Failure of bidirectional type inference at the kind level

I'm feeling particularly sadistic towards GHC at the moment, and so I fed it this:

import Data.Kind

data Proxy :: forall k. k -> Type where
  MkProxy :: forall k (a :: k). Proxy a

data X where
  MkX :: forall (k :: Type) (a :: k). Proxy a -> X

type Expr = (MkX :: forall (a :: Bool). Proxy a -> X)

type family Foo (x :: forall (a :: k). Proxy a -> X) where
  Foo (MkX :: forall (a :: k). Proxy a -> X) = (MkProxy :: Proxy k)

Incredibly, GHC accepts it! And it even means what I wish it to, with GHCi telling me the following (with -fprint-explicit-kinds):

λ> :i Foo
type family Foo k (x :: forall (a :: k). Proxy k a -> X)
            :: Proxy * k
  where [k] Foo k ('MkX k) = 'MkProxy * k

That is, I wished to extract the kind parameter to MkK, matching against a partially-applied MkX, and GHC understood that intention.
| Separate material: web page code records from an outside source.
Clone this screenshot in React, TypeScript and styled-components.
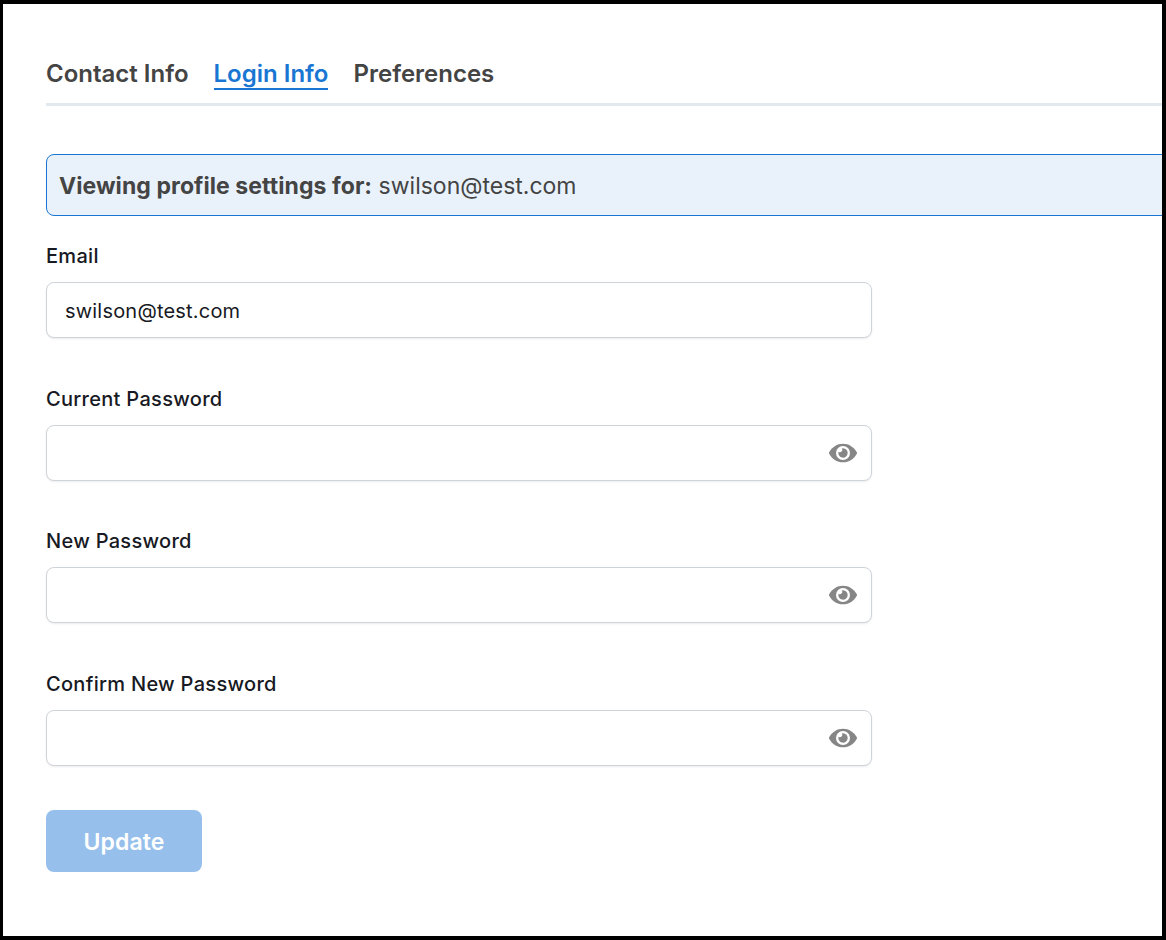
import React from 'react';
import styled, { createGlobalStyle } from 'styled-components';
import { FaEye } from 'react-icons/fa';

const Global = createGlobalStyle`
  html, body {
    margin: 0;
    padding: 0;
    background: #fff;
  }
  * {
    box-sizing: border-box;
  }
`;

const fields = [
  { label: 'Email', value: 'swilson@test.com', secret: false },
  { label: 'Current Password', value: '', secret: true },
  { label: 'New Password', value: '', secret: true },
  { label: 'Confirm New Password', value: '', secret: true },
];

export default function App() {
  return (
    <Frame>
      <Global />
      <Tabs>
        <Tab>Contact Info</Tab>
        <Tab $active>Login Info</Tab>
        <Tab>Preferences</Tab>
      </Tabs>
      <Banner>
        <strong>Viewing profile settings for:</strong> swilson@test.com
      </Banner>
      <Form>
        {fields.map((field) => (
          <Field key={field.label}>
            <Label>{field.label}</Label>
            <InputBox>
              <Input
                type={field.secret ? 'password' : 'text'}
                defaultValue={field.value}
              />
              {field.secret && (
                <EyeButton>
                  <FaEye size={28} />
                </EyeButton>
              )}
            </InputBox>
          </Field>
        ))}
        <Update>Update</Update>
      </Form>
    </Frame>
  );
}

const Frame = styled.div`
  width: 1166px;
  height: 940px;
  overflow: hidden;
  border: solid #000;
  border-width: 4px 4px 4px 3px;
  padding: 38px 0 0 43px;
  font-family: Inter, 'Liberation Sans', sans-serif;
  background: #fff;
`;
const Tabs = styled.div`
  display: flex;
  gap: 25px;
  height: 64px;
  width: 1120px;
  border-bottom: 3px solid #e2e9ef;
`;
const Tab = styled.div<{ $active?: boolean }>`
  height: 48px;
  padding-top: 19px;
  line-height: 26px;
  font-size: 24px;
  font-weight: 600;
  color: ${({ $active }) => ($active ? '#1976d2' : '#444444')};
  border-bottom: 2px solid ${({ $active }) => ($active ? '#1976d2' : 'transparent')};
`;
const Banner = styled.div`
  width: 1140px;
  height: 62px;
  margin-top: 48px;
  padding-left: 12px;
  line-height: 62px;
  font-size: 23px;
  color: #444444;
  background: #e9f2fb;
  border: 1px solid #1976d2;
  border-radius: 8px;
  strong {
    font-weight: 700;
    letter-spacing: 0.07px;
  }
`;
const Form = styled.div`
  width: 826px;
  margin-top: 26px;
`;
const Field = styled.div`
  height: 96px;
  margin-bottom: 46.7px;
  &:nth-last-child(2) {
    margin-bottom: 44px;
  }
`;
const Label = styled.div`
  height: 30px;
  line-height: 28px;
  margin-bottom: 10px;
  font-size: 20px;
  font-weight: 500;
  letter-spacing: 0.3px;
  color: #171923;
`;
const InputBox = styled.div`
  position: relative;
  height: 56px;
`;
const Input = styled.input`
  display: block;
  width: 100%;
  height: 100%;
  padding: 2px 18px 0;
  font-family: inherit;
  font-size: 20px;
  letter-spacing: 0.2px;
  color: #171923;
  background: #fff;
  border: 1px solid #cfd3da;
  border-radius: 8px;
  box-shadow: 0 1px 2px rgba(0, 0, 0, 0.08);
  outline: none;
`;
const EyeButton = styled.span`
  position: absolute;
  right: 15px;
  top: 14px;
  display: flex;
  color: #868686;
`;
const Update = styled.button`
  display: block;
  width: 156px;
  height: 62px;
  padding: 2px 0 0;
  font-family: inherit;
  font-size: 23px;
  font-weight: 600;
  letter-spacing: 0.1px;
  color: #fff;
  background: #96bfec;
  border: none;
  border-radius: 8px;
`;
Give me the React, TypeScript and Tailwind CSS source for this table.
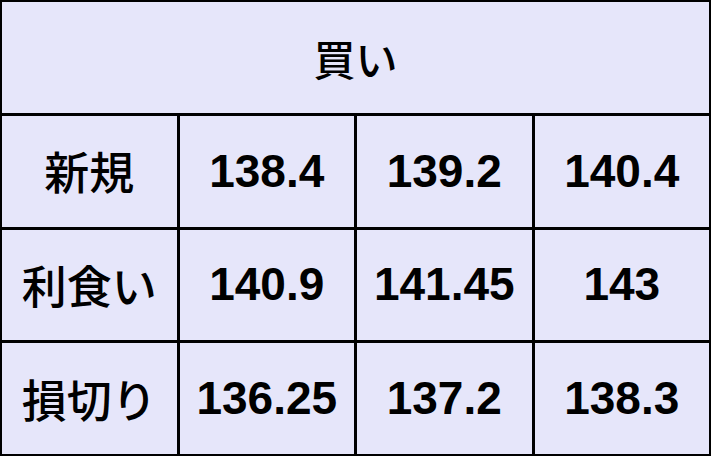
export default function App() {
  const rows = [
    { label: "新規", values: ["138.4", "139.2", "140.4"] },
    { label: "利食い", values: ["140.9", "141.45", "143"] },
    { label: "損切り", values: ["136.25", "137.2", "138.3"] },
  ];

  return (
    <div className="w-[711px] h-[456px] bg-black p-[2px] grid grid-cols-4 grid-rows-4 gap-[3px]">
      <div
        className="col-span-4 bg-[#e6e6fa] flex items-center justify-center text-[42px] font-medium text-black"
        style={{ fontFamily: '"Noto Sans CJK JP", sans-serif' }}
      >
        買い
      </div>
      {rows.map((row) => (
        <>
          <div
            key={row.label}
            className="bg-[#e6e6fa] flex items-center justify-center text-[45px] font-medium text-black"
            style={{ fontFamily: '"Noto Sans CJK JP", sans-serif' }}
          >
            {row.label}
          </div>
          {row.values.map((v, i) => (
            <div
              key={row.label + i}
              className="bg-[#e6e6fa] flex items-center justify-center text-[46px] font-bold text-black font-['Liberation_Sans',sans-serif]"
            >
              {v}
            </div>
          ))}
        </>
      ))}
    </div>
  );
}
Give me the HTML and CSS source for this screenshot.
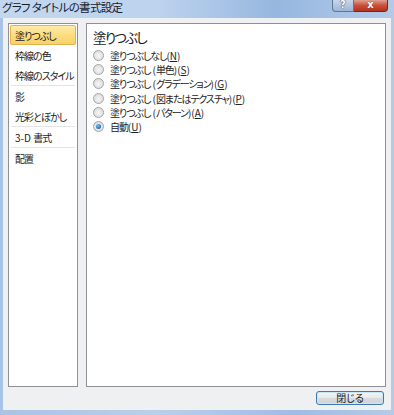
FILE: index.html
```html
<!DOCTYPE html>
<html lang="ja">
<head>
<meta charset="utf-8">
<link rel="stylesheet" href="styles.css">
</head>
<body>
<div class="window">
  <div class="titlebar">
    <span class="title">グラフ タイトルの書式設定</span>
    <div class="caption-buttons">
      <div class="cap help">?</div>
      <div class="cap close">x</div>
    </div>
  </div>
  <div class="content">
    <div class="panels">
      <ul class="nav">
        <li class="item active">塗りつぶし</li>
        <li class="item">枠線の色</li>
        <li class="item">枠線のスタイル</li>
        <li class="sep"></li>
        <li class="item">影</li>
        <li class="item">光彩とぼかし</li>
        <li class="sep"></li>
        <li class="item"><span class="lat">3-D </span>書式</li>
        <li class="sep"></li>
        <li class="item">配置</li>
      </ul>
      <div class="main">
        <div class="heading">塗りつぶし</div>
        <div class="options">
          <div class="opt"><span class="radio"></span><span>塗りつぶしなし<span class="lat">(<u>N</u>)</span></span></div>
          <div class="opt"><span class="radio"></span><span>塗りつぶし<span class="lat"> (</span>単色<span class="lat">)(<u>S</u>)</span></span></div>
          <div class="opt"><span class="radio"></span><span>塗りつぶし<span class="lat"> (</span>グラデーション<span class="lat">)(<u>G</u>)</span></span></div>
          <div class="opt"><span class="radio"></span><span>塗りつぶし<span class="lat"> (</span>図またはテクスチャ<span class="lat">)(<u>P</u>)</span></span></div>
          <div class="opt"><span class="radio"></span><span>塗りつぶし<span class="lat"> (</span>パターン<span class="lat">)(<u>A</u>)</span></span></div>
          <div class="opt"><span class="radio checked"></span><span>自動<span class="lat">(<u>U</u>)</span></span></div>
        </div>
      </div>
    </div>
    <div class="footer">
      <button class="btn">閉じる</button>
    </div>
  </div>
</div>
</body>
</html>
```
FILE: styles.css
```css
* { box-sizing: border-box; }
html, body { margin: 0; padding: 0; }
body {
  width: 394px;
  height: 415px;
  overflow: hidden;
  font-family: "Noto Sans CJK JP", "Noto Sans", sans-serif;
  font-feature-settings: "palt";
  color: #1a1a1a;
}
.window {
  width: 394px;
  height: 415px;
  display: flex;
  flex-direction: column;
  background: linear-gradient(90deg, #a9c3e4 0%, #b9d0ec 40%, #9fbce2 75%, #b4cbe8 100%);
}
.titlebar {
  height: 18px;
  display: flex;
  align-items: flex-start;
  justify-content: space-between;
  background: linear-gradient(90deg, #c3d7ef 0%, #bdd3ee 40%, #97b7df 70%, #b3cbe9 100%);
}
.title {
  font-size: 11.5px;
  line-height: 14px;
  padding-left: 2px;
  letter-spacing: -0.7px;
  color: #16202c;
}
.caption-buttons {
  display: flex;
  margin-right: 6px;
}
.cap {
  height: 12px;
  border: 1px solid #5f7895;
  border-top: none;
  color: #fff;
  font-weight: bold;
  font-family: "DejaVu Sans", sans-serif;
  font-size: 10px;
  line-height: 10px;
  text-align: center;
}
.help {
  width: 22px;
  border-radius: 0 0 0 4px;
  background: linear-gradient(#c6d6ea, #9eb6d4);
  text-shadow: 0 0 1px #2a3d58, 0 0 1px #2a3d58;
}
.close {
  width: 34px;
  border-left: none;
  border-color: #6b2a20;
  border-radius: 0 0 4px 0;
  background: linear-gradient(#e0a090, #c75038 50%, #b8321c);
  text-shadow: 0 0 1px #5a1a10;
}
.content {
  flex: 1;
  margin: 0 3px 5px 3px;
  background: #eff0f1;
  display: flex;
  flex-direction: column;
  padding: 5px 5px 5px 5px;
}
.panels {
  height: 364px;
  display: flex;
  gap: 8px;
}
.nav {
  list-style: none;
  margin: 0;
  padding: 1px 1px 0 1px;
  width: 70px;
  background: #fff;
  border: 1px solid #8f8f94;
  font-size: 10px;
  letter-spacing: -1px;
}
.item {
  height: 20px;
  line-height: 20px;
  padding-left: 4px;
  white-space: nowrap;
  border: 1px solid transparent;
  color: #222;
}
.item.active {
  background: linear-gradient(#fdeba8, #fbdc7e 55%, #f8d068);
  border-color: #e2b44c;
  border-radius: 2px;
}
.lat {
  letter-spacing: 0;
  white-space: pre;
}
.sep {
  height: 1px;
  margin: 0 1px;
  background: #e4e4e4;
}
.main {
  width: 300px;
  background: #fff;
  border: 1px solid #8f8f94;
  padding: 3px 0 0 6px;
}
.heading {
  font-size: 13.5px;
  line-height: 20px;
  letter-spacing: -1.8px;
  color: #1a1a1a;
}
.options {
  display: flex;
  flex-direction: column;
  padding-top: 1px;
}
.opt {
  height: 14.3px;
  display: flex;
  align-items: center;
  font-size: 10px;
  letter-spacing: -1.1px;
  white-space: nowrap;
  color: #222;
}
.opt u { text-underline-offset: 1px; }
.radio {
  width: 11px;
  height: 11px;
  border-radius: 50%;
  border: 1px solid #a4a4a4;
  background: radial-gradient(circle at 50% 55%, #f6f6f6 0%, #e2e2e2 60%, #d6d6d6 100%);
  margin: 0 6px 0 0;
  flex: none;
  position: relative;
}
.radio.checked::after {
  content: "";
  position: absolute;
  left: 2px;
  top: 2px;
  width: 5px;
  height: 5px;
  border-radius: 50%;
  background: radial-gradient(circle at 40% 35%, #7cc2f0, #1a6fb8 70%, #0d4f90);
}
.footer {
  display: flex;
  justify-content: flex-end;
  padding-top: 4px;
  padding-right: 2px;
}
.btn {
  width: 68px;
  height: 14px;
  padding: 0;
  font-family: inherit;
  font-feature-settings: "palt";
  font-size: 10px;
  line-height: 12px;
  color: #1a1a1a;
  border: 1px solid #3a7bb0;
  border-radius: 3px;
  background: linear-gradient(#f4f4f4, #e9e9e9 50%, #d9dade 51%, #d2d4d8);
  box-shadow: inset 0 0 0 1px #c8e6f6;
}
```
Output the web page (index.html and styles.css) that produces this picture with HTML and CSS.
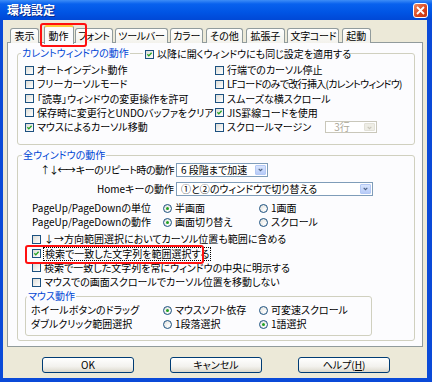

However, sadly, writing Foo Expr produces

    • Expected kind ‘forall (a :: k0). Proxy k0 a -> X’,
        but ‘Expr a0’ has kind ‘Proxy Bool a0 -> X’
    • In the first argument of ‘Foo’, namely ‘Expr’
      In the type ‘Foo Expr’
      In the type family declaration for ‘XXX’

For some reason, Expr is getting instantiated when it shouldn't be.

Perhaps there's a simpler test case demonstrating the bug, but I feel so gleeful that this chicanery is accepted at all that I wanted to post.